[Records with interface code]
========
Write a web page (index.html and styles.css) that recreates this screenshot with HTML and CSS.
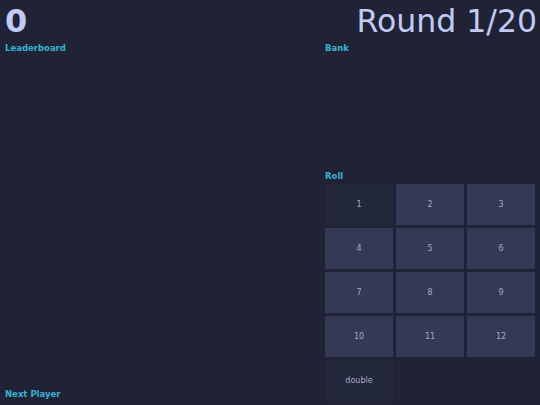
FILE: index.html
```html
<!DOCTYPE html>
<html>
<head>
<meta charset="utf-8">
<link rel="stylesheet" href="styles.css">
</head>
<body>
<div class="app">
  <header class="top">
    <div class="score">0</div>
    <div class="round">Round 1/20</div>
  </header>
  <div class="cols">
    <section class="left">
      <div class="label">Leaderboard</div>
      <div class="fill"></div>
      <div class="label next">Next Player</div>
    </section>
    <section class="right">
      <div class="label">Bank</div>
      <div class="fill"></div>
      <div class="label roll-label">Roll</div>
      <div class="grid">
        <button class="tile dim">1</button>
        <button class="tile">2</button>
        <button class="tile">3</button>
        <button class="tile">4</button>
        <button class="tile">5</button>
        <button class="tile">6</button>
        <button class="tile">7</button>
        <button class="tile">8</button>
        <button class="tile">9</button>
        <button class="tile">10</button>
        <button class="tile">11</button>
        <button class="tile">12</button>
        <button class="tile dim">double</button>
      </div>
    </section>
  </div>
</div>
</body>
</html>
```
FILE: styles.css
```css
html, body {
  margin: 0;
  padding: 0;
  background: #1f2335;
  font-family: "DejaVu Sans", sans-serif;
}
.app {
  box-sizing: border-box;
  height: 405px;
  padding: 5px 5px 4px;
  display: flex;
  flex-direction: column;
}
.top {
  display: flex;
  justify-content: space-between;
  align-items: flex-start;
  line-height: 1;
  color: #c0caf5;
  height: 32px;
}
.score {
  font-size: 32px;
  font-weight: bold;
}
.round {
  font-size: 31.5px;
  font-weight: normal;
  margin-right: -2px;
  margin-top: 0.5px;
}
.cols {
  flex: 1;
  display: grid;
  grid-template-columns: 1fr 210px;
  column-gap: 5px;
  margin-top: 6px;
}
.left, .right {
  display: flex;
  flex-direction: column;
}
.fill {
  flex: 1;
}
.label {
  font-size: 8.5px;
  font-weight: bold;
  color: #38b2d2;
  line-height: 10px;
}
.next {
  margin-bottom: 2px;
}
.roll-label {
  margin-bottom: 3px;
}
.grid {
  display: grid;
  grid-template-columns: repeat(3, 68px);
  grid-auto-rows: 41px;
  gap: 3px;
}
.tile {
  border: none;
  margin: 0;
  padding: 0;
  background: #343a55;
  color: #a4abcb;
  font-family: "DejaVu Sans", sans-serif;
  font-size: 8px;
}
.tile.dim {
  background: #24283b;
}
```
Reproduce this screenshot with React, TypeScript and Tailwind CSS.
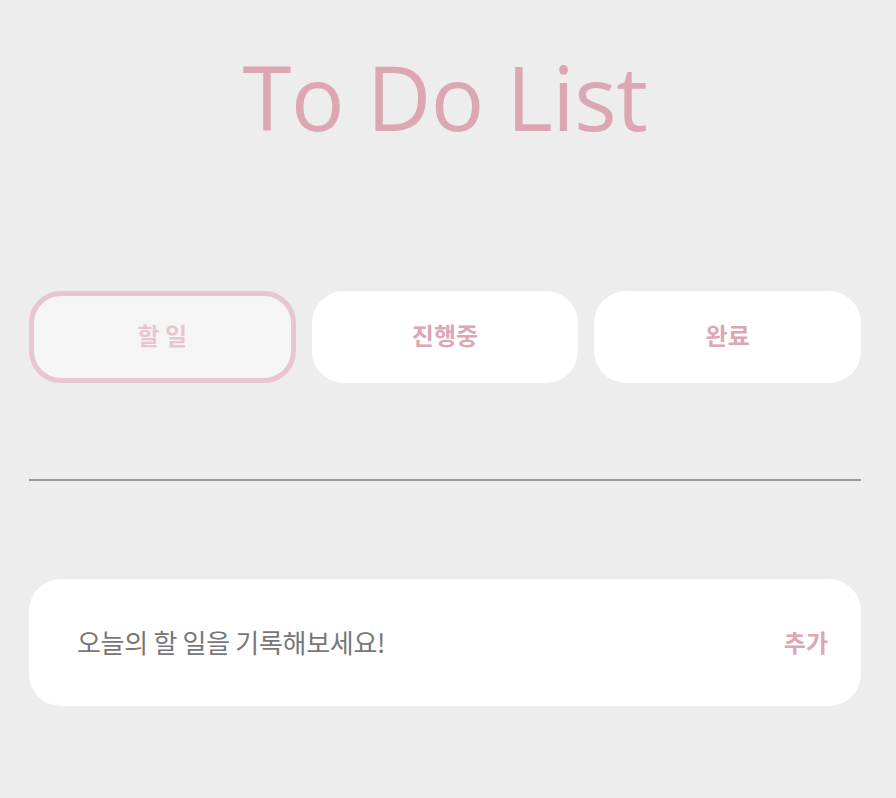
import React from "react";

export default function App() {
  const font = { fontFamily: '"Noto Sans CJK KR", "Noto Sans", sans-serif' };
  return (
    <div className="min-h-[798px] w-full bg-[#ededed]" style={font}>
      <div className="flex w-[832px] flex-col pl-[29px] box-content">
        <h1
          className="mt-[37px] text-center text-[89px] font-normal leading-[120px] tracking-[-0.5px] text-[#dca7b3]"
          style={{ fontFamily: '"Open Sans", "Noto Sans", sans-serif' }}
        >
          To Do List
        </h1>
        <div className="mt-[134px] grid grid-cols-3 gap-4">
          <button className="flex h-[92px] items-center justify-center rounded-[32px] border-[5px] border-[#e7c6cf] bg-[#f5f5f5] pb-[4px] text-[24px] font-bold text-[#e8c5ce]">
            할 일
          </button>
          <button className="flex h-[92px] items-center justify-center rounded-[32px] bg-white pb-[4px] text-[24px] font-bold text-[#dca7b3]">
            진행중
          </button>
          <button className="flex h-[92px] items-center justify-center rounded-[32px] bg-white pb-[4px] text-[24px] font-bold text-[#dca7b3]">
            완료
          </button>
        </div>
        <div className="mt-[96px] h-[2px] w-full bg-[#999999]" />
        <div className="mt-[98px] flex h-[127px] items-center justify-between rounded-[32px] bg-white pb-[2px] pl-[48px] pr-[33px]">
          <span className="text-[26px] tracking-[-0.3px] text-[#777777]">오늘의 할 일을 기록해보세요!</span>
          <span className="text-[24px] font-bold text-[#dca7b3]">추가</span>
        </div>
      </div>
    </div>
  );
}
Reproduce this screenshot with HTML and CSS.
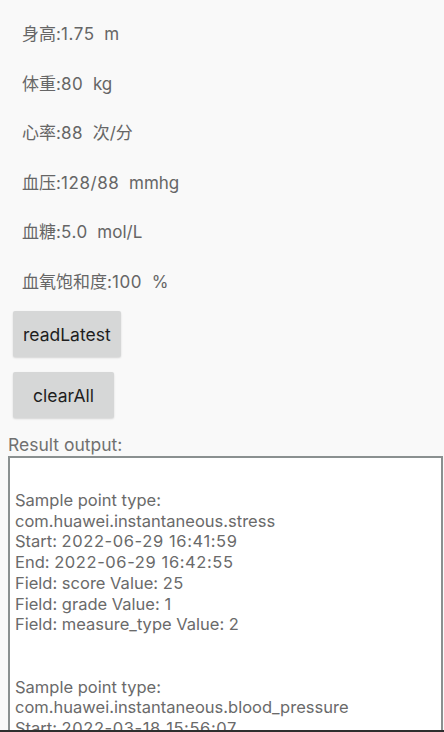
FILE: index.html
```html
<!DOCTYPE html>
<html lang="zh">
<head>
<meta charset="utf-8">
<title>Health</title>
<link rel="stylesheet" href="styles.css">
</head>
<body>
<div class="screen">
  <main class="content">
    <div class="rows">
      <div class="row">身高:<span class="num">1.75</span>  m</div>
      <div class="row">体重:<span class="num">80</span>  kg</div>
      <div class="row">心率:<span class="num">88</span>  次/分</div>
      <div class="row">血压:<span class="num">128/88</span>  mmhg</div>
      <div class="row">血糖:<span class="num">5.0</span>  mol/L</div>
      <div class="row">血氧饱和度:<span class="num">100</span>  %</div>
    </div>
    <div class="buttons">
      <button class="btn">readLatest</button>
      <button class="btn">clearAll</button>
    </div>
    <div class="label">Result output:</div>
    <div class="output">
      <div class="line">&nbsp;</div>
      <div class="line">Sample point type:</div>
      <div class="line">com.huawei.instantaneous.stress</div>
      <div class="line">Start: <span class="num">2022-06-29 16:41:59</span></div>
      <div class="line">End: <span class="num">2022-06-29 16:42:55</span></div>
      <div class="line">Field: score Value: <span class="num">25</span></div>
      <div class="line">Field: grade Value: 1</div>
      <div class="line">Field: measure_type Value: 2</div>
      <div class="line">&nbsp;</div>
      <div class="line">&nbsp;</div>
      <div class="line">Sample point type:</div>
      <div class="line">com.huawei.instantaneous.blood_pressure</div>
      <div class="line">Start: <span class="num">2022-03-18 15:56:07</span></div>
    </div>
  </main>
  <div class="bottom-edge"></div>
</div>
</body>
</html>
```
FILE: styles.css
```css
html, body {
  margin: 0;
  padding: 0;
  background: #f9f9f9;
}
body {
  font-family: Inter, "Noto Sans CJK SC", sans-serif;
}
.screen {
  width: 444px;
  height: 732px;
  display: flex;
  flex-direction: column;
  overflow: hidden;
}
.content {
  flex: 1;
  min-height: 0;
  overflow: hidden;
  padding: 10px 0 0 0;
}
.rows {
  display: flex;
  flex-direction: column;
  padding-left: 22px;
}
.row {
  height: 49.5px;
  line-height: 49.5px;
  font-size: 17px;
  color: #666666;
  white-space: pre;
}
.num {
  letter-spacing: 0.6px;
}
.buttons {
  display: flex;
  flex-direction: column;
  align-items: flex-start;
  gap: 15px;
  padding: 4px 0 0 13px;
}
.btn {
  height: 46px;
  min-width: 101px;
  padding: 0 10px;
  border: none;
  border-radius: 2px;
  background: #d6d7d7;
  box-shadow: 0 1px 2px rgba(0,0,0,0.15);
  font-family: Inter, sans-serif;
  font-size: 17.5px;
  color: #1e1e1e;
}
.label {
  margin-top: 16px;
  padding-left: 8px;
  font-size: 17.5px;
  line-height: 22px;
  color: #707070;
}
.output {
  margin-left: 8px;
  width: 426px;
  border: 2px solid #8a9090;
  background: #ffffff;
  padding: 11px 0 0 5px;
}
.line {
  font-size: 16.5px;
  line-height: 20.75px;
  color: #6a6a6a;
  white-space: pre;
}
.bottom-edge {
  height: 2px;
  background: #2e2e2e;
  flex-shrink: 0;
}
```
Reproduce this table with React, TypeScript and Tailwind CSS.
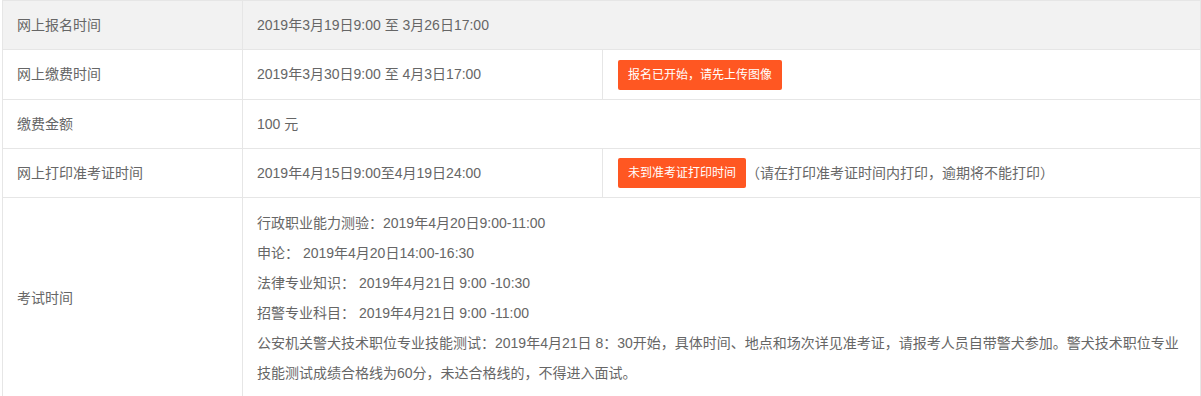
const font = '"Liberation Sans","Noto Sans CJK SC",sans-serif';

function Badge({ children }: { children: React.ReactNode }) {
  return (
    <span className="inline-flex h-[30px] items-center rounded-[2px] bg-[#ff5722] px-[10px] text-[12px] text-white">
      {children}
    </span>
  );
}

function Label({ children }: { children: React.ReactNode }) {
  return (
    <div className="flex w-[240px] shrink-0 items-center border-r border-[#e6e6e6] pl-[14px]">
      {children}
    </div>
  );
}

const examLines = [
  "行政职业能力测验：2019年4月20日9:00-11:00",
  "申论： 2019年4月20日14:00-16:30",
  "法律专业知识： 2019年4月21日 9:00 -10:30",
  "招警专业科目： 2019年4月21日 9:00 -11:00",
  "公安机关警犬技术职位专业技能测试：2019年4月21日 8：30开始，具体时间、地点和场次详见准考证，请报考人员自带警犬参加。警犬技术职位专业技能测试成绩合格线为60分，未达合格线的，不得进入面试。",
];

export default function App() {
  return (
    <div className="bg-white pl-[2px]" style={{ fontFamily: font }}>
      <div className="w-[1199px] border border-[#e6e6e6] text-[14px] text-[#666]">
        <div className="flex h-[49px] border-b border-[#e6e6e6] bg-[#f2f2f2]">
          <Label>网上报名时间</Label>
          <div className="flex items-center pl-[14px]">2019年3月19日9:00 至 3月26日17:00</div>
        </div>
        <div className="flex h-[50px] border-b border-[#e6e6e6]">
          <Label>网上缴费时间</Label>
          <div className="flex w-[360px] shrink-0 items-center border-r border-[#e6e6e6] pl-[14px]">
            2019年3月30日9:00 至 4月3日17:00
          </div>
          <div className="flex items-center pl-[15px]">
            <Badge>报名已开始，请先上传图像</Badge>
          </div>
        </div>
        <div className="flex h-[49px] border-b border-[#e6e6e6]">
          <Label>缴费金额</Label>
          <div className="flex items-center pl-[14px]">100 元</div>
        </div>
        <div className="flex h-[49px] border-b border-[#e6e6e6]">
          <Label>网上打印准考证时间</Label>
          <div className="flex w-[360px] shrink-0 items-center border-r border-[#e6e6e6] pl-[14px]">
            2019年4月15日9:00至4月19日24:00
          </div>
          <div className="flex items-center pl-[15px]">
            <Badge>未到准考证打印时间</Badge>
            <span>（请在打印准考证时间内打印，逾期将不能打印）</span>
          </div>
        </div>
        <div className="flex">
          <Label>考试时间</Label>
          <div className="flex-1 py-[10px] pl-[14px] pr-[15px] leading-[30px]">
            {examLines.map((t) => (
              <p key={t}>{t}</p>
            ))}
          </div>
        </div>
      </div>
    </div>
  );
}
========
**DIRECTIVE**
Your task is to quote, unchanged, only the lines from the line bearing "Reproduce this screenshot with React, TypeScript" through the line bearing "import React from"; the pictures are not part of the copy.

**SOLVED EXERCISE**
Reproduce this screenshot with React, TypeScript and Tailwind CSS.
import React from "react";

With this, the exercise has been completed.